The protocol is intentionally minimal: each engine writes .agent/engines/<engine-id>/session.lock at startup. The lock carries the engine identifier, session role, parent PID, ISO-8601 start time, and the boot ID from /proc/sys/kernel/random/boot_id. The boot ID is the key — it lets a future session decide whether a lock is stale (a different boot ID means the host rebooted between sessions, making the lock definitively dead) or potentially live (same boot ID, check kill -0 <pid> for process liveness).
The totebox-session model assigns exactly one hub session to the workspace root. That session writes role.lock at .agent/role.lock; a second attempt errors out unless the operator manually clears the lock. Archive sessions are scoped to individual archives and write their locks under that archive's .agent/engines/<engine-id>/session.lock.

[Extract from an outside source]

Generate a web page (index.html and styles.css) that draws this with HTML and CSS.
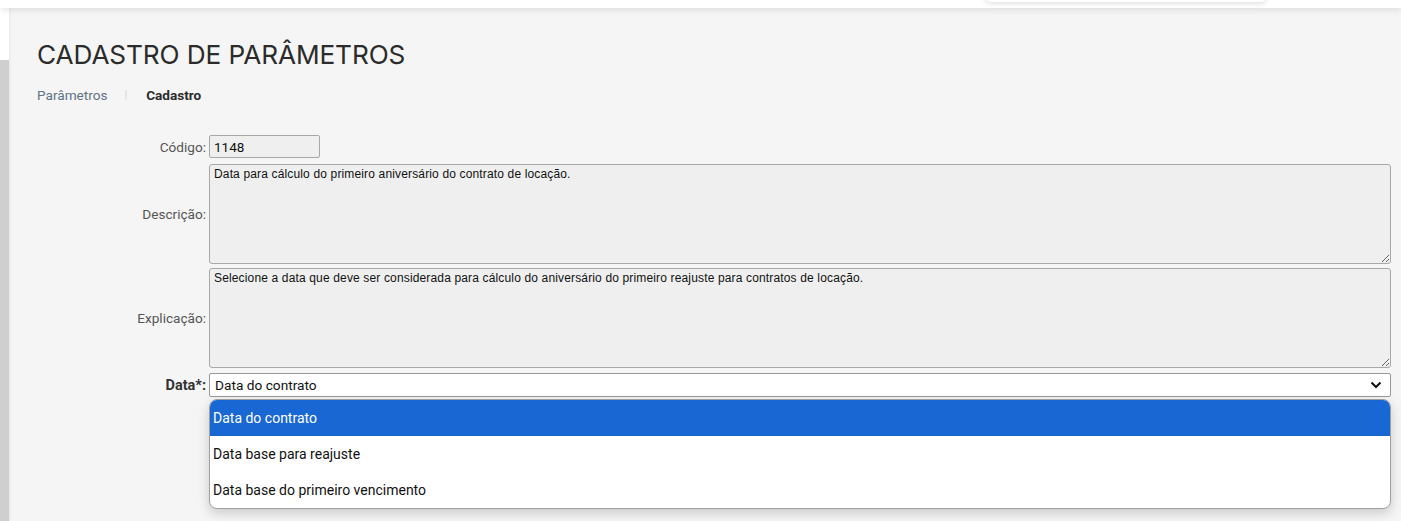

What this does not solve: two engines opened in the same archive. The session-lock protocol detects the conflict and warns, but does not physically prevent it — flock on .git/index does that. A planned PreToolUse hook adds a check that refuses any write call in an archive whose session.lock shows a different live engine. The workspace health-check tool includes a cross-user index.lock detector that surfaces same-archive locks held by different operators.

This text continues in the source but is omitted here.